There have been four creations of baronetcies with the surname Baker. They are listed in order of creation.

Baker of Sisinghurst, Kent (1611) 
A family with the surname of Baker settled in Kent at Cranbrooke in the 14th century. In 1480 Sir John Baker (1488–1558), Attorney General, Speaker of the House of Commons and Chancellor of the Exchequer, acquired an estate at Sissinghurst where his son Richard Baker (1528–1574) built Sissinghurst Castle. A grandson of Sir John was Richard Baker (chronicler).

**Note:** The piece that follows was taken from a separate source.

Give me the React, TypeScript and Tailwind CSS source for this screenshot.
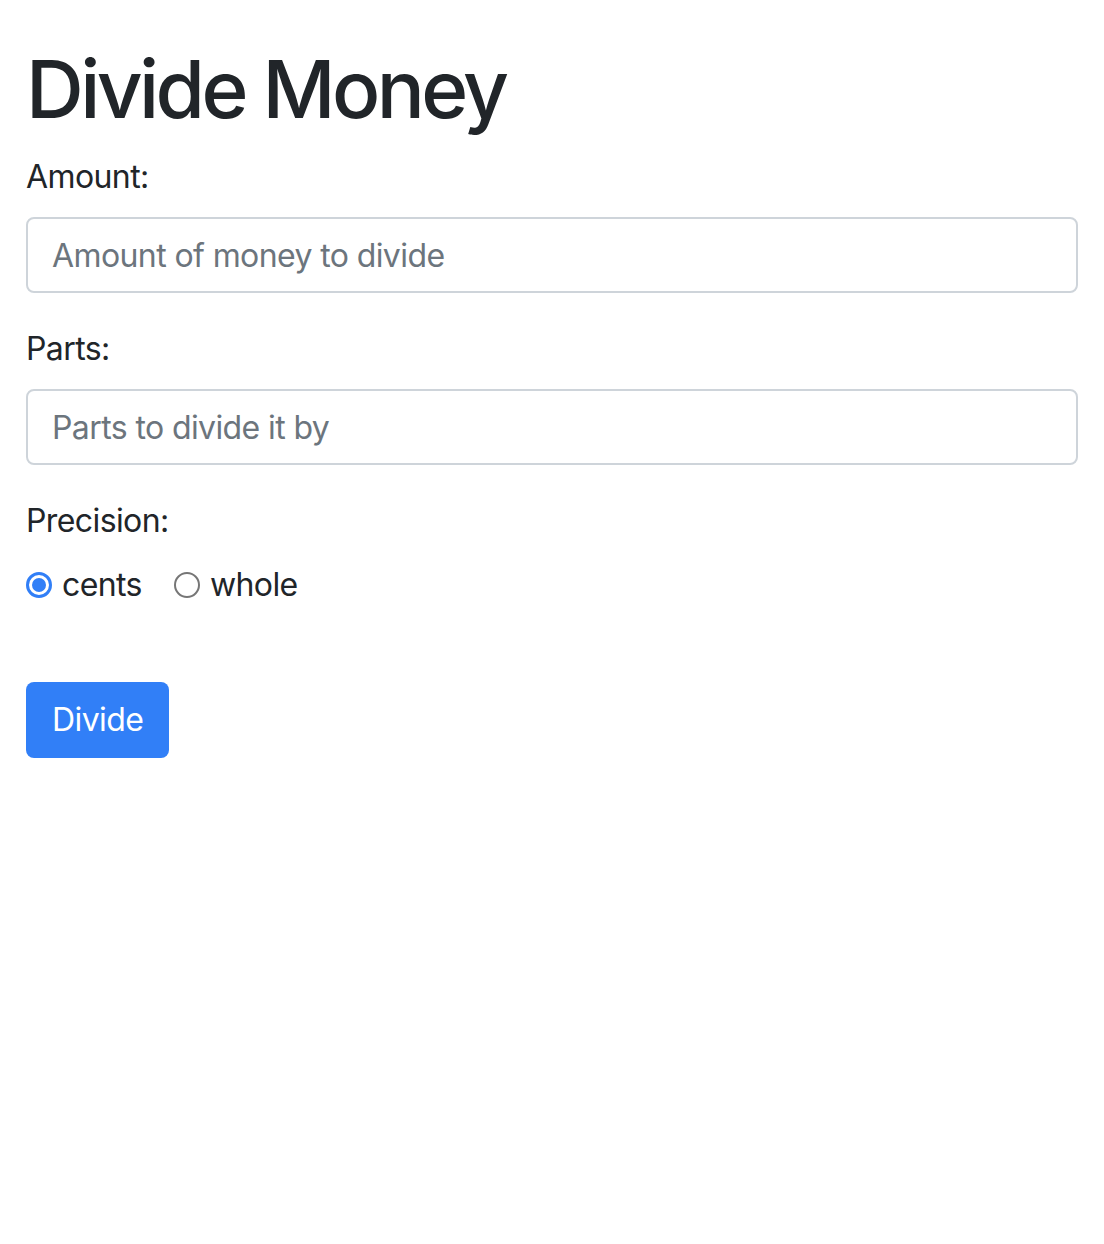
import React, { useState } from "react";

type Precision = "cents" | "whole";

const Radio = ({
  checked,
  label,
  onSelect,
}: {
  checked: boolean;
  label: string;
  onSelect: () => void;
}) => (
  <label className="flex items-center cursor-pointer" onClick={onSelect}>
    {checked ? (
      <span className="flex items-center justify-center w-[26px] h-[26px] rounded-full border-[3px] border-[#317ff7] bg-white">
        <span className="w-[14px] h-[14px] rounded-full bg-[#317ff7]" />
      </span>
    ) : (
      <span className="w-[26px] h-[26px] rounded-full border-2 border-[#767676] bg-white" />
    )}
    <span className="ml-[10px]">{label}</span>
  </label>
);

export default function App() {
  const [precision, setPrecision] = useState<Precision>("cents");

  return (
    <div
      className="min-h-screen bg-white px-[26px] pt-[41px] text-[#212529] text-[32px] leading-[48px] tracking-[-0.6px]"
      style={{ fontFamily: "Inter, 'Noto Sans', sans-serif" }}
    >
      <h1 className="text-[80px] leading-[96px] font-medium tracking-[-3.6px] mb-[16px]">
        Divide Money
      </h1>

      {/* amount */}
      <div className="mb-[32px]">
        <label className="block mb-[16px]">Amount:</label>
        <input
          type="text"
          placeholder="Amount of money to divide"
          className="block w-full h-[76px] px-[24px] border-2 border-[#ced4da] rounded-[8px] text-[32px] tracking-[-0.6px] placeholder:text-[#6c757d] outline-none"
        />
      </div>

      {/* parts */}
      <div className="mb-[32px]">
        <label className="block mb-[16px]">Parts:</label>
        <input
          type="text"
          placeholder="Parts to divide it by"
          className="block w-full h-[76px] px-[24px] border-2 border-[#ced4da] rounded-[8px] text-[32px] tracking-[-0.6px] placeholder:text-[#6c757d] outline-none"
        />
      </div>

      {/* precision */}
      <div className="mb-[73px]">
        <label className="block mb-[16px]">Precision:</label>
        <div className="flex items-center gap-[32px]">
          <Radio
            checked={precision === "cents"}
            label="cents"
            onSelect={() => setPrecision("cents")}
          />
          <Radio
            checked={precision === "whole"}
            label="whole"
            onSelect={() => setPrecision("whole")}
          />
        </div>
      </div>

      <button className="h-[76px] px-[26px] rounded-[8px] bg-[#317ff7] text-white text-[32px] tracking-[-0.6px]">
        Divide
      </button>
    </div>
  );
}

The Baronetcy was created in the Baronetage of England on 29 June 1611 for Henry Baker of Sissinghurst Castle, grandson of Richard Baker. The second Baronet served as High Sheriff of Kent in 1635. The Baronetcy was extinct on the death of the third Baronet in 1661.

Sir Henry Baker, 1st Baronet (c. 1587–1623)
Sir John Baker, 2nd Baronet (c.1608–1653)
Sir John Baker, 3rd Baronet (died 1661), extinct.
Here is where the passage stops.